Je hebt heel verschillende rollen gespeeld. Heel uitbundig bijvoorbeeld in De Libi, heel introvert in Paradise Drifters. Hoe benader je dat? “Dat is echt, en daar ben ik heel blij om, de kracht van een regisseur. We zien dat jonge Nederlandse regisseurs opstaan, zoals Mees Peijnenburg en Shady El-Hamus. Dat zijn jongens die dicht bij een acteur kunnen staan. Ik vind het fijn om met ze te werken.”

Het gaat allemaal al geweldig goed en toch wilde je naar een toneelopleiding, de Toneelschool Amsterdam. Wat biedt dat je? “Structuur. Dat is iets wat je snel kan vergeten. Als iedereen je prijst moet je echt weer terug gaan naar de basis, altijd naar de basis. Met mensen die niet alleen willen dat je presteert, maar mensen die je willen omdat ze je beter willen maken. Dan mag je vallen, mag je op je bek gaan. Hoe zou je het beter kunnen doen. Dat leer ik echt op de toneelschool, dat is echt de basis.”

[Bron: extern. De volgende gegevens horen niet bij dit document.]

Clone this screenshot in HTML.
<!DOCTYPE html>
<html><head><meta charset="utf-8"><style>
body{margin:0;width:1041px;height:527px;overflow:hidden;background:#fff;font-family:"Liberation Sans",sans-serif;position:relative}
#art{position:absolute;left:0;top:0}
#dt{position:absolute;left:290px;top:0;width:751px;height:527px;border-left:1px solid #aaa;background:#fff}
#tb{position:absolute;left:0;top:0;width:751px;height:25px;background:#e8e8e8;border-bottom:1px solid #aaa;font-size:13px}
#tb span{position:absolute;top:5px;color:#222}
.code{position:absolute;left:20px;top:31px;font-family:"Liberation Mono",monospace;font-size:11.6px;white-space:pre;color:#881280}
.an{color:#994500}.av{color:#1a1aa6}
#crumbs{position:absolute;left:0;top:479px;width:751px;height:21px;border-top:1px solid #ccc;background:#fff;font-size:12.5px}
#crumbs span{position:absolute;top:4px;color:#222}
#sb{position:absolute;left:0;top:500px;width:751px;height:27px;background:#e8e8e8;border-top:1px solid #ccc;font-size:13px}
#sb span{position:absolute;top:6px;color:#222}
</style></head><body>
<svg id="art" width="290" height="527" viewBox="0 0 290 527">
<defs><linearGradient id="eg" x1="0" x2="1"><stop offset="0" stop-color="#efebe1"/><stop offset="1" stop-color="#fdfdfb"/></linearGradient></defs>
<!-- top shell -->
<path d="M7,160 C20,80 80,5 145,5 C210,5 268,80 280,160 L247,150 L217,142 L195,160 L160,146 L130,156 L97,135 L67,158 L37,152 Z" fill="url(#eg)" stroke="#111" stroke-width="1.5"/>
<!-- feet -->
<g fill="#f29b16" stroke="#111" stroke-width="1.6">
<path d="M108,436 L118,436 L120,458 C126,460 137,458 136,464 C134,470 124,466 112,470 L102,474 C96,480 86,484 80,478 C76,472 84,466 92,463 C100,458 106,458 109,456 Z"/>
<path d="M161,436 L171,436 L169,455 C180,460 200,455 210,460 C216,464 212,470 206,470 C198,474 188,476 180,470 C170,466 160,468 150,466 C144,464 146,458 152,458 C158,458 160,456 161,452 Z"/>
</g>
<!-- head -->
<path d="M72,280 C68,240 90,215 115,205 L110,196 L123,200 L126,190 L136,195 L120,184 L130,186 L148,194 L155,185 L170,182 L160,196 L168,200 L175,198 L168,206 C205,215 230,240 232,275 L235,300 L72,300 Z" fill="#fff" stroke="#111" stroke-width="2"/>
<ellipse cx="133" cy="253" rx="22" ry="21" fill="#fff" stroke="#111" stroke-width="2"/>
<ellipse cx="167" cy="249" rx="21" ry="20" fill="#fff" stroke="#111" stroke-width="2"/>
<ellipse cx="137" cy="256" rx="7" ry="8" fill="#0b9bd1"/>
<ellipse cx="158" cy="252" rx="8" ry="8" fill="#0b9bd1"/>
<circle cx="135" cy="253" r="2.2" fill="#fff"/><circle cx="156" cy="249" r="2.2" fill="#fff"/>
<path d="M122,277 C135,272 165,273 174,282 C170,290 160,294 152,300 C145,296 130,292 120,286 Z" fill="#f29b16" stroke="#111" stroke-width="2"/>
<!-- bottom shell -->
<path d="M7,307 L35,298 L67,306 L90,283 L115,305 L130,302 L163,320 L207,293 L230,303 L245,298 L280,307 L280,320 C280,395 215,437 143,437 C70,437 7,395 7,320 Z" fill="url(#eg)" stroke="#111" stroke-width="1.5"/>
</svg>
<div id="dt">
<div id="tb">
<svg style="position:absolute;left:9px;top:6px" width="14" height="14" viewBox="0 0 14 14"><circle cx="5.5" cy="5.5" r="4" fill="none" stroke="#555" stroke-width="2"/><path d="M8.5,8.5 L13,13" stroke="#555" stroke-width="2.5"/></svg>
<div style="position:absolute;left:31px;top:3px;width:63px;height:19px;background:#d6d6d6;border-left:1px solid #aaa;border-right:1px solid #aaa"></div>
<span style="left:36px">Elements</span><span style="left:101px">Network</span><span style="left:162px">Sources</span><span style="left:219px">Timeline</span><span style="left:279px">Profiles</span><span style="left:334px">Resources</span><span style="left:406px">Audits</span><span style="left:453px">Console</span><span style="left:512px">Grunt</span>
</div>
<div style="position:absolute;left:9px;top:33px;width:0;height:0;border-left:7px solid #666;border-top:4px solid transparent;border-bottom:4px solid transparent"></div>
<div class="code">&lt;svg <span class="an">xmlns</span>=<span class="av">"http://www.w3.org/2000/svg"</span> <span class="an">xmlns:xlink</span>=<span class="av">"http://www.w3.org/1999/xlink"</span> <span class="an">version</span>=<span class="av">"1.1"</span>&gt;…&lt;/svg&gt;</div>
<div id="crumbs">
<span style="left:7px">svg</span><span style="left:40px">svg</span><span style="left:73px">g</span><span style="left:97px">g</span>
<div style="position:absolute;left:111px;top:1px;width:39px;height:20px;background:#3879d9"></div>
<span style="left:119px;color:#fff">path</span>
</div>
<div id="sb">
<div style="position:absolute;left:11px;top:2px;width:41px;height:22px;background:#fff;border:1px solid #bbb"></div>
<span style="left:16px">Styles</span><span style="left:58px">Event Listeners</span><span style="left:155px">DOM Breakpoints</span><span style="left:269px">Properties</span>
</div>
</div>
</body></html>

Je krijgt gereedschap in handen. Je leert naar jezelf te kijken. “Niet alleen naar mezelf kijken, ook naar anderen kijken. Dat is echt heel belangrijk. Ik kan een scène spelen met jou, maar als ik gefocused ben op mezelf en niet naar jou luister dan werkt het niet.”

Je gaat Hamlet spelen? “Nou, dat ga ik dus niet meer doen, dat is onlangs bekend gemaakt. Ik wil er ook niet te veel over zeggen, maar op een gegeven moment merkte ik: dit gaat het niet worden. Als je dan slapeloze nachten krijgt, moet je op een knoop doorhakken.”

Het was je eigen keus? “Ja, het is mijn keus geweest.”

Een ding nog: muziek, gaan we ook dat van je horen? “Dat gaan we ook horen, dat gaan we zeker horen. Geef me twee maanden en dan komt er iets, serieus, zingen en rappen.”